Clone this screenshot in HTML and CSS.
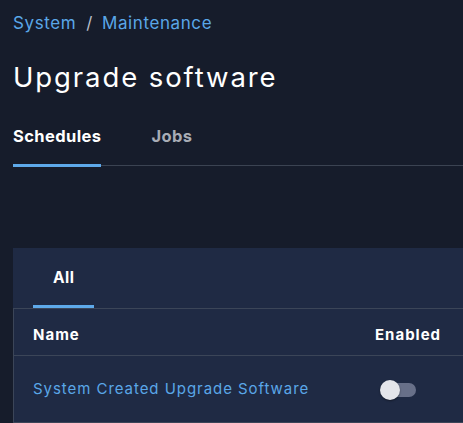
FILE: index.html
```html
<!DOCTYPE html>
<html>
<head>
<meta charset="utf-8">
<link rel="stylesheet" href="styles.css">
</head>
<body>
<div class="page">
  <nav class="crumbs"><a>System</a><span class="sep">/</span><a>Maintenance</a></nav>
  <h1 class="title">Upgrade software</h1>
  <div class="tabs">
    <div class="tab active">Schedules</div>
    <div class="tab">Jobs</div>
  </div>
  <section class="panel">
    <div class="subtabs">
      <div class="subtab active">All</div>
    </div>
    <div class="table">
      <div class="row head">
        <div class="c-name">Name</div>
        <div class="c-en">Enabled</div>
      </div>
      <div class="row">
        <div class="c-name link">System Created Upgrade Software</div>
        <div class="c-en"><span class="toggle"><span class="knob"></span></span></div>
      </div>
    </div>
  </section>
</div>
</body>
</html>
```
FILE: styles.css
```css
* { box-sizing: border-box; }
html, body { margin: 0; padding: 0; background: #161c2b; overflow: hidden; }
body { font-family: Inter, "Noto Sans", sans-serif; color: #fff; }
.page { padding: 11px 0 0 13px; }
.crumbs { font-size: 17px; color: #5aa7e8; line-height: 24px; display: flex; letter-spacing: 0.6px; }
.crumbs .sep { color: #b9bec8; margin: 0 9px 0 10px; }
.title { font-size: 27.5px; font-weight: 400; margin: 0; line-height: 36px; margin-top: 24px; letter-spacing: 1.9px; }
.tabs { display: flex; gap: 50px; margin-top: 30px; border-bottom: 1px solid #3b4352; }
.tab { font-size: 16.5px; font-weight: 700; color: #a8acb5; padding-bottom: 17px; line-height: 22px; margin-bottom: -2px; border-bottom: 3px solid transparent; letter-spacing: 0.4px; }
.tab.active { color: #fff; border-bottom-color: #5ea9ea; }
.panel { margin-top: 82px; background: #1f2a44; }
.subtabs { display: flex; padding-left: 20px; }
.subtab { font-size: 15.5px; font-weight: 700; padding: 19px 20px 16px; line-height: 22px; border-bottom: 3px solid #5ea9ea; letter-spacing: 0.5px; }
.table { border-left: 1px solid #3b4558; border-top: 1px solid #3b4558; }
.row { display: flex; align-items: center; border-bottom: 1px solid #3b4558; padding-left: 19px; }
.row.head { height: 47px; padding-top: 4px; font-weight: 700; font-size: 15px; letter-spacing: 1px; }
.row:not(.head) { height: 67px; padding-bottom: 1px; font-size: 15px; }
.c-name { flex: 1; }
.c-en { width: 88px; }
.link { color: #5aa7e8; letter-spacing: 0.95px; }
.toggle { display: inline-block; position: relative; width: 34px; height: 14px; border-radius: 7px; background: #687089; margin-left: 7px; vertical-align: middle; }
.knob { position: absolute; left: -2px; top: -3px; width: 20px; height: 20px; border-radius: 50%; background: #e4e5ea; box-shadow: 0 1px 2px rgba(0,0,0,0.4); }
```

= = = = =

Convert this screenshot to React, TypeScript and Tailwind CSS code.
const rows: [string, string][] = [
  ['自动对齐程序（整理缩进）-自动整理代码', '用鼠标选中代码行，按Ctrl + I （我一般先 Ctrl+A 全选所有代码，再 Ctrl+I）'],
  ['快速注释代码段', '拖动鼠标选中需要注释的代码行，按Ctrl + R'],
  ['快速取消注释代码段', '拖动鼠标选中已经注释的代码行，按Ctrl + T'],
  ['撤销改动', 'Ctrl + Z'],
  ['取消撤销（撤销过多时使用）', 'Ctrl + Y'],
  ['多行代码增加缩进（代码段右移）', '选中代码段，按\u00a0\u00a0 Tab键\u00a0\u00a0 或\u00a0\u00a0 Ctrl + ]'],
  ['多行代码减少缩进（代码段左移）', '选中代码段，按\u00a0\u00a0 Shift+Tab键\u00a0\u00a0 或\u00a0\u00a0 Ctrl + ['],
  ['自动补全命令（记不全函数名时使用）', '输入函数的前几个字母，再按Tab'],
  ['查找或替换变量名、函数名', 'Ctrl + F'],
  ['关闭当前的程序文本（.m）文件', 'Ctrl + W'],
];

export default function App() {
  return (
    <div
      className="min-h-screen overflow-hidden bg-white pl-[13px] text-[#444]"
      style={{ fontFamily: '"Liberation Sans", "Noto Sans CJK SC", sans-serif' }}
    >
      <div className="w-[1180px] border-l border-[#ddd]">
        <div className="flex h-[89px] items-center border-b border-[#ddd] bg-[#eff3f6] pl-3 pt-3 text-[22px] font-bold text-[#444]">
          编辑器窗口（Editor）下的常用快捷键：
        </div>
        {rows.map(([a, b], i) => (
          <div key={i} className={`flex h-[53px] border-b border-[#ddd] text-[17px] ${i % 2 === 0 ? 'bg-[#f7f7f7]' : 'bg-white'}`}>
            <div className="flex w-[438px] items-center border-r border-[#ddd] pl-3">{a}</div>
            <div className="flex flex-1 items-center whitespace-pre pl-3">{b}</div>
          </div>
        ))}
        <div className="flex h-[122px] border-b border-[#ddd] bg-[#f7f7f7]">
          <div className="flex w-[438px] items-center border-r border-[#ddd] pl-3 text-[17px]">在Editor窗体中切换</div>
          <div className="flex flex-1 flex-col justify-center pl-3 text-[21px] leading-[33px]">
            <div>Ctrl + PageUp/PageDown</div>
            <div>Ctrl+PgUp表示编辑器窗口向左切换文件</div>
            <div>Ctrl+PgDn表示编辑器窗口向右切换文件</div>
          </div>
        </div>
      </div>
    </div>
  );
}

= = = = =

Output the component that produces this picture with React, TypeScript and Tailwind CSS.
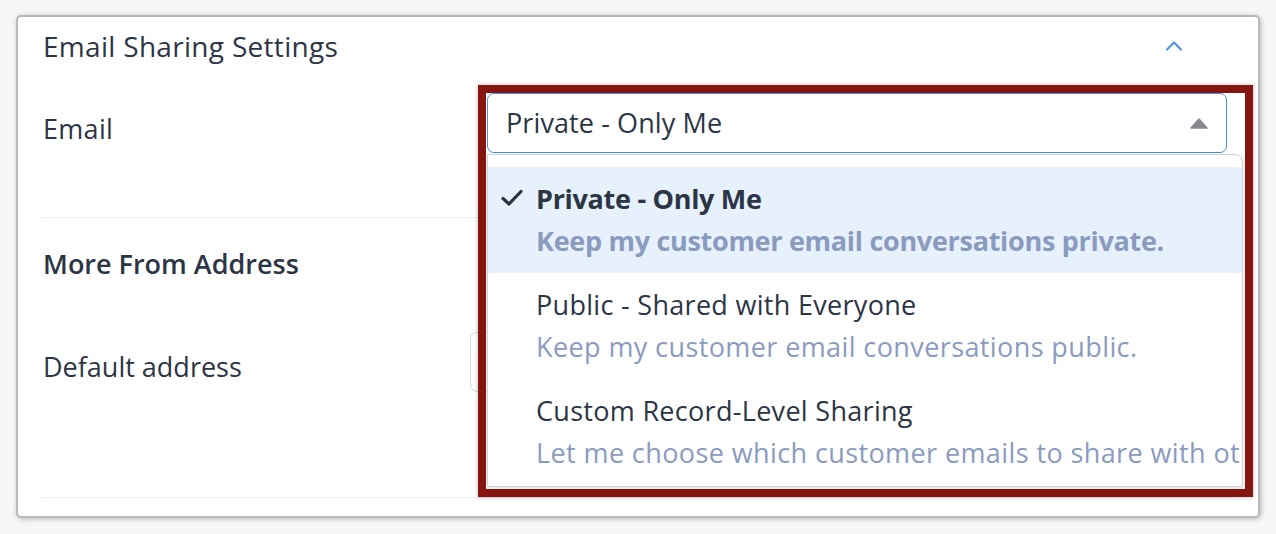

= = = = =

STATED GOAL
Using the records above, select and copy every line that has the word "React".

RESULT FOR THIS EXERCISE
Convert this screenshot to React, TypeScript and Tailwind CSS code.
Output the component that produces this picture with React, TypeScript and Tailwind CSS.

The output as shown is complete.